Prof. Joseph-Alexander Verreet von der Universität Kiel vertrat die Ansicht, dass unter den derzeitigen Rahmenbedingungen auch in Zukunft nicht auf den chemischen Pflanzenschutz verzichtet werden könne. Sollte dies dennoch der Fall sein, seien Ertragsverluste von bis zu 50 % die Folge. Dem stimmte Prof. Enno Bahrs von der Universität Hohenheim zu: „Ohne chemische Pflanzenschutzmittel geht es auf lange Zeit nicht, aber in der Form, wie wir es jetzt machen, wird es nicht mehr möglich sein“. Sollte es in Schutzgebieten zu einem Verbot des Pflanzenschutzmitteleinsatzes kommen, dann müsse es auch eine ökonomische Perspektivgestaltung für die betroffenen Landwirte geben.
Dies müsse als gesamtgesellschaftliche Aufgabe begriffen werden. „Die Landwirtschaft der Zukunft wird noch erheblich nachhaltiger sein, obwohl und weil wir chemischen Pflanzenschutz einsetzen“, zeigte sich Bahrs überzeugt. „Wir brauchen den kompletten Werkzeugkasten, und dazu gehört auch der chemische Pflanzenschutz“, betonte auch DBV-Vizepräsident Detlef Kurreck. Der Pflanzenschutzmitteleinsatz der Zukunft müsse aber präziser und smarter sein und mit deutlich weniger Nebenwirkungen auskommen. „Da, wo es geht, sollten alternative Methoden angewendet werden, ganz im Sinne des integrierten Pflanzenschutzes“, erklärte Kurreck.
In regionalen Diskurs gehen
Der Präsident des Naturschutzbundes Deutschland (NABU), Jörg Andreas Krüger, plädierte dafür, bei Verbotsdiskussionen in den regionalen Diskurs zu gehen. Eine Reduktion nach Gebietskulissen sei „nicht die optimale Lösung“. Es sei immer schwierig, pauschale Regelungen auf Bundes- oder EU-Ebene zu treffen, weil die einzelnen Regionen sehr unterschiedlich seien. „Wir müssen uns Lösungen sehr stark regional anschauen“, betonte der Verbandspräsident.

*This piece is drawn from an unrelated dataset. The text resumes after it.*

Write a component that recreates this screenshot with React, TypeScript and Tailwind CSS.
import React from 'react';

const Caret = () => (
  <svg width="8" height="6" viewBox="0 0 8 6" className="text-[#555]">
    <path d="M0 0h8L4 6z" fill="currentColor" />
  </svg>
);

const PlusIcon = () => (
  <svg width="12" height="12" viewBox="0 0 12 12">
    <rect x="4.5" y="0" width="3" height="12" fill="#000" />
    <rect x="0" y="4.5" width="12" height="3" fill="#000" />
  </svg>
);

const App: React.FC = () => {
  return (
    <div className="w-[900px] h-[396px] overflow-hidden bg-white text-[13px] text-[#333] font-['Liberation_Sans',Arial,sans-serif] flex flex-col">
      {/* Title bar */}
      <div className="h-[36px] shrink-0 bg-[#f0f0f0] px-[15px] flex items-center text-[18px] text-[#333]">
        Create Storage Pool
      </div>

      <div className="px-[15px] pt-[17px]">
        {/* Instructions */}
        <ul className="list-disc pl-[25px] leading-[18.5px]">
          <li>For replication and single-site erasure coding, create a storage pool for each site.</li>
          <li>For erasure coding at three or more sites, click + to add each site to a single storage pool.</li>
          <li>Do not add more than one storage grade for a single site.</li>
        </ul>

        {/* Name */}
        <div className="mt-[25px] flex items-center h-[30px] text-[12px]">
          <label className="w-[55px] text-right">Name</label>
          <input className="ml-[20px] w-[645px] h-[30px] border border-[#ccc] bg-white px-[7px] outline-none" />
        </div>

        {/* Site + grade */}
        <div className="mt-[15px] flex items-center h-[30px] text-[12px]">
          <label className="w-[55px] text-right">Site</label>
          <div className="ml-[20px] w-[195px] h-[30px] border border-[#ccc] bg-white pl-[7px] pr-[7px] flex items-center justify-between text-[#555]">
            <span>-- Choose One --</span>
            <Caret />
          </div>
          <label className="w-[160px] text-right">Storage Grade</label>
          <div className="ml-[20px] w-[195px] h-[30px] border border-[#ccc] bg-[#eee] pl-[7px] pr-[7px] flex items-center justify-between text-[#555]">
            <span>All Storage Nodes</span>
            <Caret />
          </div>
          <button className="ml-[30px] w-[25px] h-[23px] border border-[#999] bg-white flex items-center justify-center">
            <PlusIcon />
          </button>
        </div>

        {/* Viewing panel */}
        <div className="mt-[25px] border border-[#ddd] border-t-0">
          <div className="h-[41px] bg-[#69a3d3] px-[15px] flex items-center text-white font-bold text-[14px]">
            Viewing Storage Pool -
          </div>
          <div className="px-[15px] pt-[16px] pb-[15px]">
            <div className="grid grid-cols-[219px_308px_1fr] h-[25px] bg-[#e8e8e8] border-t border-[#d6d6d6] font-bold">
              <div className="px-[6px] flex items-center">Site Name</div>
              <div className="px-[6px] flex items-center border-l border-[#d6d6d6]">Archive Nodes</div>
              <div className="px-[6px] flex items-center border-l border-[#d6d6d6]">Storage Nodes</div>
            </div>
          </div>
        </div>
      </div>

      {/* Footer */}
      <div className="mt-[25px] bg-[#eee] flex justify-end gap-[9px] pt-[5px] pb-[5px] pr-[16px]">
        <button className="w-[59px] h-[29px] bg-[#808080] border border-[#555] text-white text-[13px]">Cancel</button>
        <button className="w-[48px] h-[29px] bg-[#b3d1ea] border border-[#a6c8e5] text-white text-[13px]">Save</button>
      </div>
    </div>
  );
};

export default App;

In ökologisch besonders sensiblen Gebieten sei jedoch ein weitestgehender Verzicht auf jeglichen Pflanzenschutz unumgänglich, erklärte Krüger. Eine solch drastische Veränderung der Bewirtschaftung könne aber nur in Zusammenarbeit mit den betroffenen Landwirten umgesetzt werden. Zudem müsse bei der Diskussion um die Verringerung des Pflanzenschutzmittelaufwands darauf geachtet werden, dass der ökologische Fußabdruck letztlich nicht aus Deutschland ins Ausland verlagert werde.
Erhebliche Fortschritte
Prof. Joachim Hertzberg von der Universität Osnabrück vertrat als Experte für künstliche Intelligenz (KI) die „technische Seite“ in der Runde. Aus seiner Sicht kann der Einsatz von KI bei der Ausbringung perspektivisch einen wichtigen Beitrag leisten. Bei der Entwicklung und dem Einsatz solcher Techniken seien in den nächsten Jahren erhebliche Fortschritte zu erwarten. Der wichtigste Beitrag der KI für einen nachhaltigen Pflanzenschutz ist für Hertzberg in der aktuellen Situation die gemeinsame interdisziplinäre Forschung an Daten und Modellen. Es gelte nun, die Daten und modellbasierten Verfahren zusammenzuführen und optimal zu nutzen.